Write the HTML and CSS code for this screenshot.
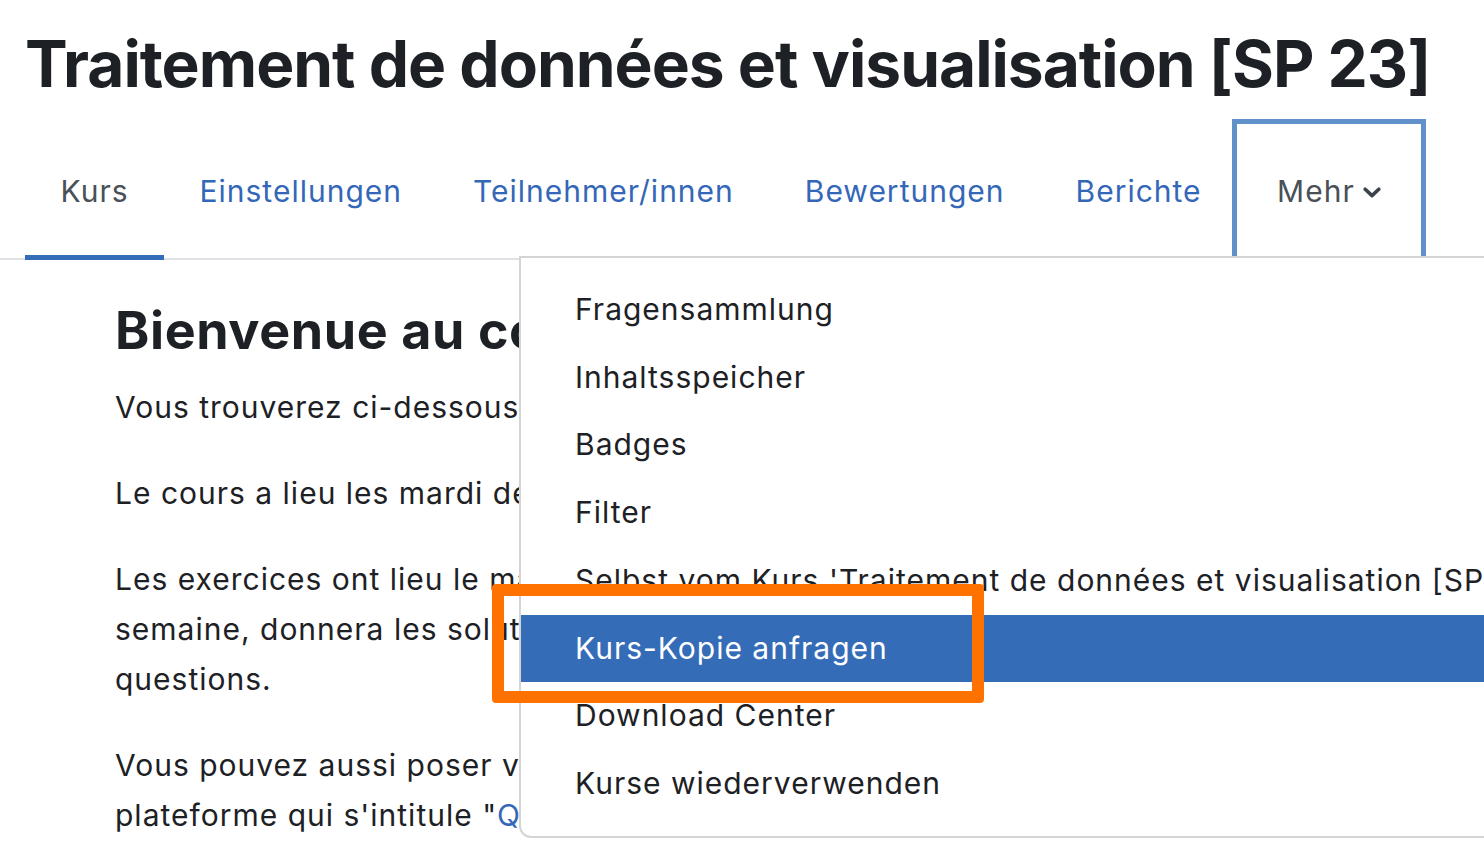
FILE: index.html
```html
<!DOCTYPE html>
<html lang="de">
<head>
<meta charset="utf-8">
<title>Traitement de données et visualisation [SP 23]</title>
<link rel="stylesheet" href="styles.css">
</head>
<body>
<div class="page">
  <header class="page-header">
    <h1 class="title">Traitement de données et visualisation [SP 23]</h1>
  </header>
  <nav class="tabs">
    <a class="tab active" href="#">Kurs</a>
    <a class="tab link" href="#">Einstellungen</a>
    <a class="tab link" href="#">Teilnehmer/innen</a>
    <a class="tab link" href="#">Bewertungen</a>
    <a class="tab link" href="#">Berichte</a>
    <a class="tab more" href="#">Mehr
      <svg class="chev" viewBox="0 0 18 11" width="18" height="11" aria-hidden="true"><path d="M2.2 2.2 L9 8.6 L15.8 2.2" fill="none" stroke="#3d434a" stroke-width="3.6" stroke-linecap="round" stroke-linejoin="round"/></svg>
    </a>
  </nav>
  <main class="content">
    <h3 class="welcome">Bienvenue au cours de traitement de données</h3>
    <p>Vous trouverez ci-dessous toutes les informations concernant le cours.</p>
    <p>Le cours a lieu les mardi de 10h15 à 12h00 en salle de cours.</p>
    <p>Les exercices ont lieu le mardi de 13h15 à 15h00. L'assistant, chaque<br>semaine, donnera les solutions des exercices et répondra à vos<br>questions.</p>
    <p>Vous pouvez aussi poser vos questions en tout temps sur le forum de la<br>plateforme qui s'intitule "<a class="inline-link" href="#">Questions</a>".</p>
  </main>

  <div class="dropdown">
    <a class="item" href="#">Fragensammlung</a>
    <a class="item" href="#">Inhaltsspeicher</a>
    <a class="item" href="#">Badges</a>
    <a class="item" href="#">Filter</a>
    <a class="item" href="#">Selbst vom Kurs 'Traitement de données et visualisation [SP 23]' abmelden</a>
    <a class="item selected" href="#">Kurs-Kopie anfragen</a>
    <a class="item" href="#">Download Center</a>
    <a class="item" href="#">Kurse wiederverwenden</a>
  </div>
  <div class="annotation"></div>
</div>
</body>
</html>
```
FILE: styles.css
```css
html, body {
  margin: 0;
  padding: 0;
  background: #ffffff;
  overflow: hidden;
}
body {
  width: 1484px;
  height: 856px;
  font-family: Inter, "Noto Sans", "Liberation Sans", sans-serif;
  color: #1d2125;
}
.page {
  position: relative;
  width: 1484px;
  height: 856px;
  overflow: hidden;
}
.page-header {
  padding: 24px 0 0 25px;
}
.title {
  margin: 0;
  font-size: 64px;
  font-weight: 700;
  line-height: 80px;
  letter-spacing: -1px;
  color: #1d2125;
  white-space: nowrap;
}
.tabs {
  display: flex;
  margin-top: 20px;
  padding-left: 25px;
  border-bottom: 2px solid #dee2e6;
  height: 134px;
}
.tab {
  display: flex;
  align-items: center;
  padding: 0 35.5px;
  font-size: 30px;
  letter-spacing: 1px;
  text-decoration: none;
  position: relative;
  white-space: nowrap;
}
.tab.active {
  color: #495057;
}
.tab.active::after {
  content: "";
  position: absolute;
  left: 0;
  right: 0;
  bottom: -2px;
  height: 5px;
  background: #356cb8;
}
.tab.link {
  color: #3467b7;
}
.tab.more {
  color: #495057;
  outline: 5px solid #6091c9;
  outline-offset: 0;
  padding: 0 40px 0 40px;
  gap: 8px;
}
.chev {
  display: block;
  margin-top: 2px;
}
.content {
  padding: 36px 0 0 115px;
}
.welcome {
  margin: 0 0 16px;
  font-size: 52px;
  font-weight: 700;
  line-height: 70px;
  letter-spacing: 0.6px;
  color: #1d2125;
  white-space: nowrap;
}
.content p {
  margin: 0 0 36px;
  font-size: 30px;
  line-height: 50px;
  letter-spacing: 1px;
  white-space: nowrap;
}
.inline-link {
  color: #3467b7;
  text-decoration: none;
}
.dropdown {
  position: absolute;
  left: 519px;
  top: 256px;
  width: 1100px;
  padding: 18px 0;
  background: #ffffff;
  border: 2px solid #d4d4d4;
  border-radius: 0 0 0 12px;
  display: flex;
  flex-direction: column;
}
.item {
  display: block;
  padding: 11px 0 11px 54px;
  font-size: 30px;
  line-height: 45.7px;
  letter-spacing: 1px;
  color: #1d2125;
  text-decoration: none;
  white-space: nowrap;
}
.item.selected {
  background: #356cb8;
  color: #ffffff;
}
.annotation {
  position: absolute;
  left: 492px;
  top: 584px;
  width: 468px;
  height: 95px;
  border: 12px solid #ff7200;
  border-radius: 4px;
}
```
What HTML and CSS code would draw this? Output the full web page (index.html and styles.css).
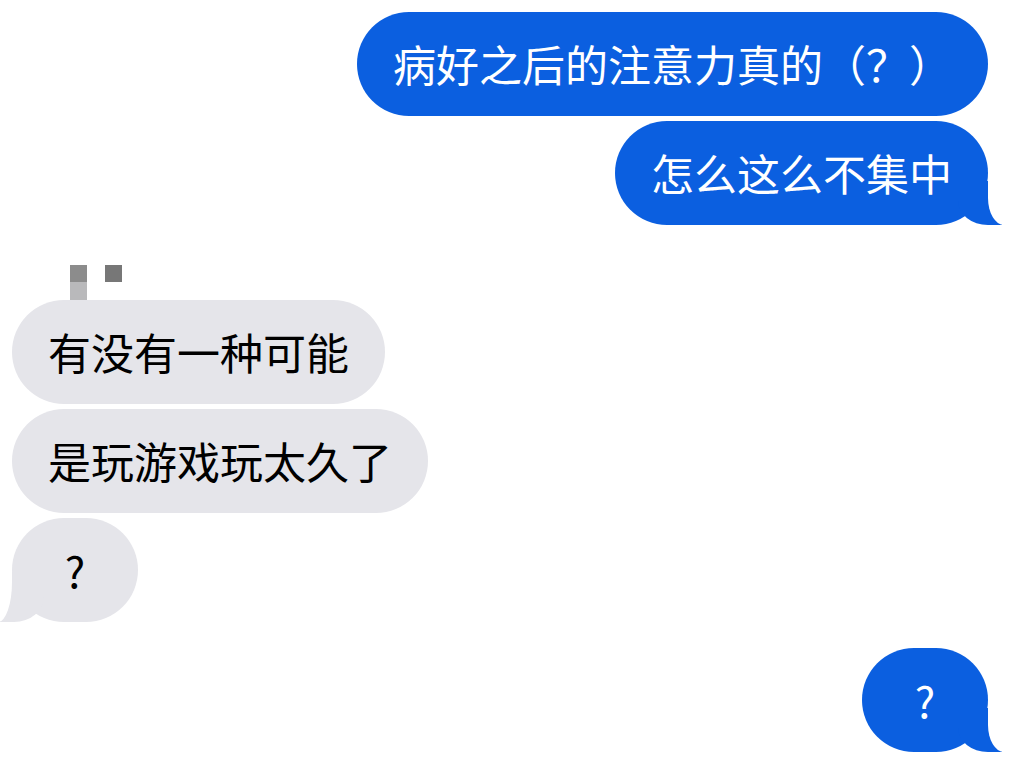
FILE: index.html
```
<!DOCTYPE html>
<html lang="zh-CN">
<head>
  <meta charset="UTF-8">
  <meta name="viewport" content="width=device-width, initial-scale=1.0">
  <title>Messages</title>
  <link rel="stylesheet" href="styles.css">
</head>
<body>

  <div class="chat">
    <div class="bubble sent">病好之后的注意力真的（？）</div>
    <div class="bubble sent tail">怎么这么不集中</div>

    <div class="sender">
      <span class="px px-a"></span>
      <span class="px px-b"></span>
    </div>
    <div class="bubble recv">有没有一种可能</div>
    <div class="bubble recv">是玩游戏玩太久了</div>
    <div class="bubble recv tail short">?</div>

    <div class="bubble sent tail short last">?</div>
  </div>

</body>
</html>
```

FILE: styles.css
```
* {
  box-sizing: border-box;
}
body {
  margin: 0;
  background: #fff;
  font-family: "Noto Sans CJK SC", "Noto Sans", sans-serif;
}
.chat {
  display: flex;
  flex-direction: column;
  padding: 12px 47px 0 12px;
  gap: 5px;
}
.bubble {
  position: relative;
  z-index: 0;
  height: 104px;
  padding: 0 36px;
  border-radius: 52px;
  font-size: 43px;
  line-height: 102px;
  white-space: nowrap;
}
.sent {
  align-self: flex-end;
  background: #0b5fe0;
  color: #fff;
}
.recv {
  align-self: flex-start;
  background: #e5e5ea;
  color: #000;
}
.short {
  min-width: 126px;
  text-align: center;
}
.last {
  margin-top: 21px;
}

/* tails */
.tail::before,
.tail::after {
  content: "";
  position: absolute;
  bottom: 0;
  z-index: -1;
}
.sent.tail::before {
  right: -14px;
  width: 44px;
  height: 44px;
  background: #0b5fe0;
  border-bottom-left-radius: 30px 24px;
}
.sent.tail::after {
  right: -40px;
  width: 40px;
  height: 44px;
  background: #fff;
  border-bottom-left-radius: 16px 27px;
}
.recv.tail::before {
  left: -12px;
  width: 44px;
  height: 50px;
  background: #e5e5ea;
  border-bottom-right-radius: 30px 26px;
}
.recv.tail::after {
  left: -40px;
  width: 40px;
  height: 50px;
  background: #fff;
  border-bottom-right-radius: 14px 40px;
}

/* blurred sender name */
.sender {
  display: flex;
  align-items: flex-start;
  height: 35px;
  margin: 35px 0 -5px 58px;
  gap: 18px;
}
.px {
  display: block;
  width: 17px;
}
.px-a {
  height: 35px;
  background: linear-gradient(#8c8c8c 50%, #b9b9bb 50%);
}
.px-b {
  height: 17px;
  background: #777;
}
```
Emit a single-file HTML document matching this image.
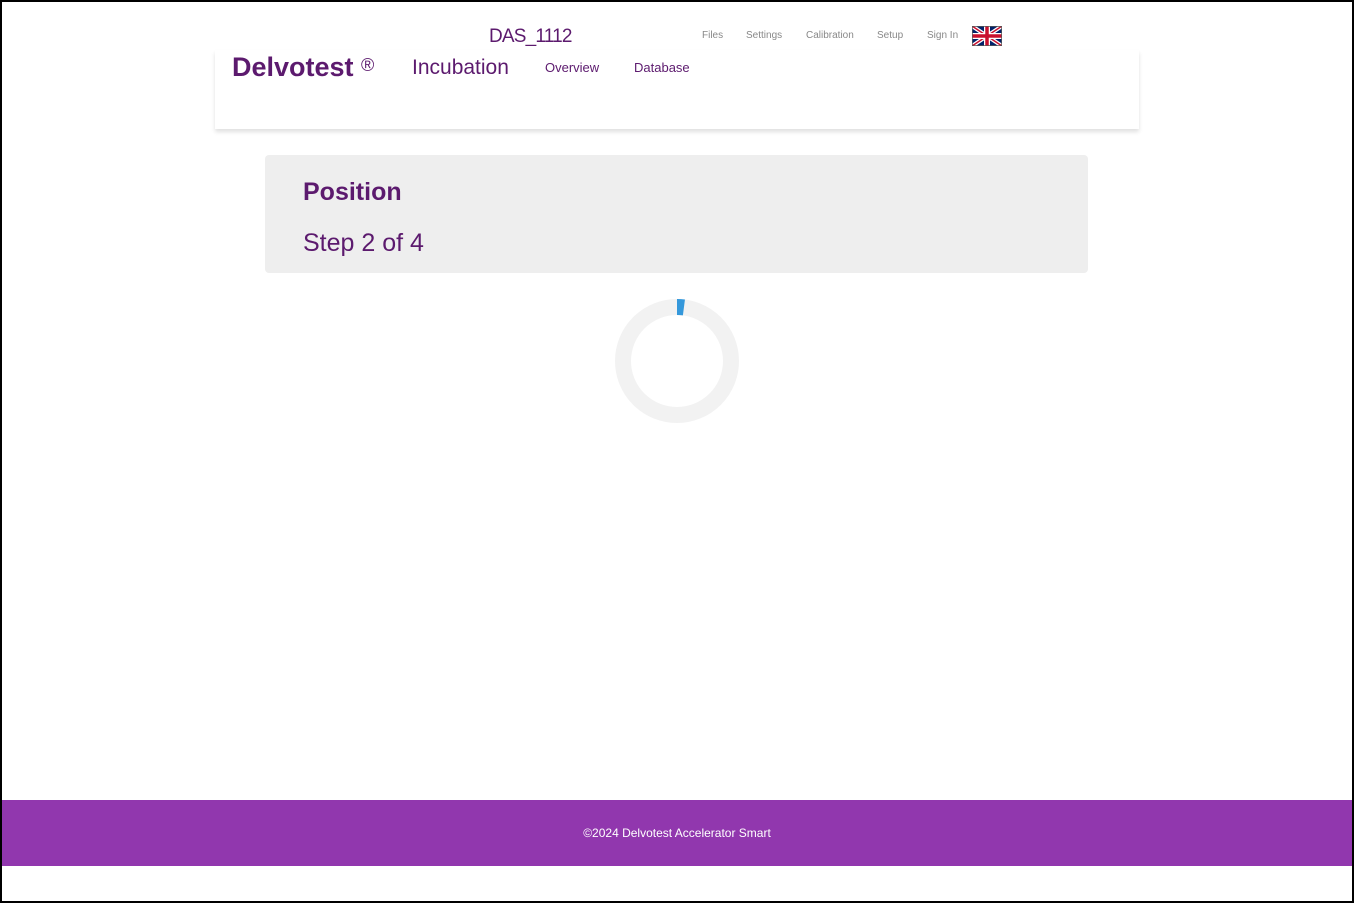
- - -
*Exercise*
Every record must be copied exactly, with the pictures left out.

*Result for this task*
Write the HTML and CSS code for this screenshot.
FILE: index.html
```html
<!DOCTYPE html>
<html lang="de">
<head>
<meta charset="utf-8">
<title>Traitement de données et visualisation [SP 23]</title>
<link rel="stylesheet" href="styles.css">
</head>
<body>
<div class="page">
  <header class="page-header">
    <h1 class="title">Traitement de données et visualisation [SP 23]</h1>
  </header>
  <nav class="tabs">
    <a class="tab active" href="#">Kurs</a>
    <a class="tab link" href="#">Einstellungen</a>
    <a class="tab link" href="#">Teilnehmer/innen</a>
    <a class="tab link" href="#">Bewertungen</a>
    <a class="tab link" href="#">Berichte</a>
    <a class="tab more" href="#">Mehr
      <svg class="chev" viewBox="0 0 18 11" width="18" height="11" aria-hidden="true"><path d="M2.2 2.2 L9 8.6 L15.8 2.2" fill="none" stroke="#3d434a" stroke-width="3.6" stroke-linecap="round" stroke-linejoin="round"/></svg>
    </a>
  </nav>
  <main class="content">
    <h3 class="welcome">Bienvenue au cours de traitement de données</h3>
    <p>Vous trouverez ci-dessous toutes les informations concernant le cours.</p>
    <p>Le cours a lieu les mardi de 10h15 à 12h00 en salle de cours.</p>
    <p>Les exercices ont lieu le mardi de 13h15 à 15h00. L'assistant, chaque<br>semaine, donnera les solutions des exercices et répondra à vos<br>questions.</p>
    <p>Vous pouvez aussi poser vos questions en tout temps sur le forum de la<br>plateforme qui s'intitule "<a class="inline-link" href="#">Questions</a>".</p>
  </main>

  <div class="dropdown">
    <a class="item" href="#">Fragensammlung</a>
    <a class="item" href="#">Inhaltsspeicher</a>
    <a class="item" href="#">Badges</a>
    <a class="item" href="#">Filter</a>
    <a class="item" href="#">Selbst vom Kurs 'Traitement de données et visualisation [SP 23]' abmelden</a>
    <a class="item selected" href="#">Kurs-Kopie anfragen</a>
    <a class="item" href="#">Download Center</a>
    <a class="item" href="#">Kurse wiederverwenden</a>
  </div>
  <div class="annotation"></div>
</div>
</body>
</html>
```
FILE: styles.css
```css
html, body {
  margin: 0;
  padding: 0;
  background: #ffffff;
  overflow: hidden;
}
body {
  width: 1484px;
  height: 856px;
  font-family: Inter, "Noto Sans", "Liberation Sans", sans-serif;
  color: #1d2125;
}
.page {
  position: relative;
  width: 1484px;
  height: 856px;
  overflow: hidden;
}
.page-header {
  padding: 24px 0 0 25px;
}
.title {
  margin: 0;
  font-size: 64px;
  font-weight: 700;
  line-height: 80px;
  letter-spacing: -1px;
  color: #1d2125;
  white-space: nowrap;
}
.tabs {
  display: flex;
  margin-top: 20px;
  padding-left: 25px;
  border-bottom: 2px solid #dee2e6;
  height: 134px;
}
.tab {
  display: flex;
  align-items: center;
  padding: 0 35.5px;
  font-size: 30px;
  letter-spacing: 1px;
  text-decoration: none;
  position: relative;
  white-space: nowrap;
}
.tab.active {
  color: #495057;
}
.tab.active::after {
  content: "";
  position: absolute;
  left: 0;
  right: 0;
  bottom: -2px;
  height: 5px;
  background: #356cb8;
}
.tab.link {
  color: #3467b7;
}
.tab.more {
  color: #495057;
  outline: 5px solid #6091c9;
  outline-offset: 0;
  padding: 0 40px 0 40px;
  gap: 8px;
}
.chev {
  display: block;
  margin-top: 2px;
}
.content {
  padding: 36px 0 0 115px;
}
.welcome {
  margin: 0 0 16px;
  font-size: 52px;
  font-weight: 700;
  line-height: 70px;
  letter-spacing: 0.6px;
  color: #1d2125;
  white-space: nowrap;
}
.content p {
  margin: 0 0 36px;
  font-size: 30px;
  line-height: 50px;
  letter-spacing: 1px;
  white-space: nowrap;
}
.inline-link {
  color: #3467b7;
  text-decoration: none;
}
.dropdown {
  position: absolute;
  left: 519px;
  top: 256px;
  width: 1100px;
  padding: 18px 0;
  background: #ffffff;
  border: 2px solid #d4d4d4;
  border-radius: 0 0 0 12px;
  display: flex;
  flex-direction: column;
}
.item {
  display: block;
  padding: 11px 0 11px 54px;
  font-size: 30px;
  line-height: 45.7px;
  letter-spacing: 1px;
  color: #1d2125;
  text-decoration: none;
  white-space: nowrap;
}
.item.selected {
  background: #356cb8;
  color: #ffffff;
}
.annotation {
  position: absolute;
  left: 492px;
  top: 584px;
  width: 468px;
  height: 95px;
  border: 12px solid #ff7200;
  border-radius: 4px;
}
```
What HTML and CSS code would draw this? Output the full web page (index.html and styles.css).
FILE: index.html
```
<!DOCTYPE html>
<html lang="zh-CN">
<head>
  <meta charset="UTF-8">
  <meta name="viewport" content="width=device-width, initial-scale=1.0">
  <title>Messages</title>
  <link rel="stylesheet" href="styles.css">
</head>
<body>

  <div class="chat">
    <div class="bubble sent">病好之后的注意力真的（？）</div>
    <div class="bubble sent tail">怎么这么不集中</div>

    <div class="sender">
      <span class="px px-a"></span>
      <span class="px px-b"></span>
    </div>
    <div class="bubble recv">有没有一种可能</div>
    <div class="bubble recv">是玩游戏玩太久了</div>
    <div class="bubble recv tail short">?</div>

    <div class="bubble sent tail short last">?</div>
  </div>

</body>
</html>
```

FILE: styles.css
```
* {
  box-sizing: border-box;
}
body {
  margin: 0;
  background: #fff;
  font-family: "Noto Sans CJK SC", "Noto Sans", sans-serif;
}
.chat {
  display: flex;
  flex-direction: column;
  padding: 12px 47px 0 12px;
  gap: 5px;
}
.bubble {
  position: relative;
  z-index: 0;
  height: 104px;
  padding: 0 36px;
  border-radius: 52px;
  font-size: 43px;
  line-height: 102px;
  white-space: nowrap;
}
.sent {
  align-self: flex-end;
  background: #0b5fe0;
  color: #fff;
}
.recv {
  align-self: flex-start;
  background: #e5e5ea;
  color: #000;
}
.short {
  min-width: 126px;
  text-align: center;
}
.last {
  margin-top: 21px;
}

/* tails */
.tail::before,
.tail::after {
  content: "";
  position: absolute;
  bottom: 0;
  z-index: -1;
}
.sent.tail::before {
  right: -14px;
  width: 44px;
  height: 44px;
  background: #0b5fe0;
  border-bottom-left-radius: 30px 24px;
}
.sent.tail::after {
  right: -40px;
  width: 40px;
  height: 44px;
  background: #fff;
  border-bottom-left-radius: 16px 27px;
}
.recv.tail::before {
  left: -12px;
  width: 44px;
  height: 50px;
  background: #e5e5ea;
  border-bottom-right-radius: 30px 26px;
}
.recv.tail::after {
  left: -40px;
  width: 40px;
  height: 50px;
  background: #fff;
  border-bottom-right-radius: 14px 40px;
}

/* blurred sender name */
.sender {
  display: flex;
  align-items: flex-start;
  height: 35px;
  margin: 35px 0 -5px 58px;
  gap: 18px;
}
.px {
  display: block;
  width: 17px;
}
.px-a {
  height: 35px;
  background: linear-gradient(#8c8c8c 50%, #b9b9bb 50%);
}
.px-b {
  height: 17px;
  background: #777;
}
```
Emit a single-file HTML document matching this image.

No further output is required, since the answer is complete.